Laois, County

Laois, County, is a landlocked rural county in the province of Leinster in the Republic of Ireland. It forms part of the central lowland of Ireland. The name Laois is sometimes spelled Laoighis or Leix. The largest town and main service center is Port Laoise, sometimes spelled Portlaoise.

County Laois
County Laois

County Laois covers an area of 664 square miles (1,719 square kilometers). Most of the county’s people are Roman Catholics. Farms in the county produce a variety of crops, including barley, potatoes, sugar beets, turnips, and wheat. Grassland areas are used mainly for beef cattle production. There is also dairy farming, and pig and poultry production. Some farmers rear sheep. Retail and wholesale distribution are important activities in the service industry. Other services include catering, education, health care, public administration, and transport.

Food processing and general engineering are the chief manufacturing industries in County Laois. Ireland’s first peat-burning electricity generating station operated at Portarlington from 1950 until its closure in 1988. For many years, a factory processed peat moss near Port Laoise. Mining for anthracite coal was an important economic activity in the area until the late 1900’s. The county has some stone quarrying and stone cutting, and forestry remains important.

Most of County Laois is an undulating lowland made of limestone, drained by the rivers Nore and Barrow. There are peat bogs in some areas with poor natural drainage. The larger part of the Slieve Bloom Mountains lies in the western part of the county. The mountains consist of sandstone, slate, and shale, and rise to over 1,600 feet (500 meters). The River Barrow rises there and flows along the eastern boundary of the county. The Castlecomer plateau in the southeastern part of County Laois consists of shale and sandstone and rises to over 1,000 feet (300 meters).

The area now occupied by County Laois was once part of the ancient Irish kingdom of Ossory.

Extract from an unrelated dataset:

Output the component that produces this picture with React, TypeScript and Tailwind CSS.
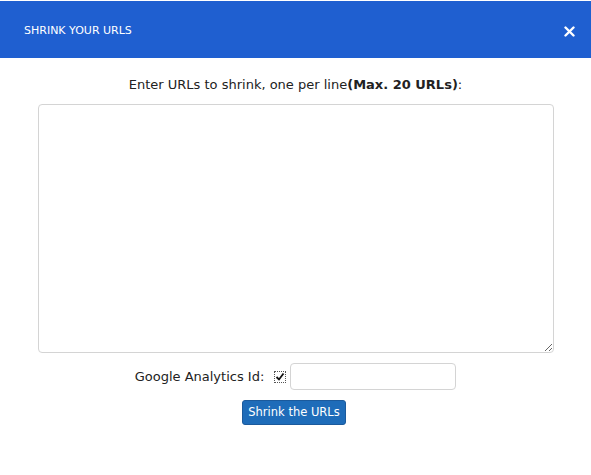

The O’Mores were the main family in control of the territory. The rule of the O’Mores was interrupted temporarily by the arrival of the Anglo-Normans in the late 1100’s. English control finally came with the Tudor plantation of the 1500’s, when English colonists settled in the county. County Laois was named Queen’s County after Queen Mary Tudor. The chief towns date only from that period and later. Portarlington had many Huguenot settlers, and Mountmellick was a Quaker settlement. Abbeyleix was a town associated with the adjacent great mansion of Abbeyleix House, built in the 1700’s. During the Great Irish Famine in the 1840’s, more than a quarter of the population of County Laois died or emigrated.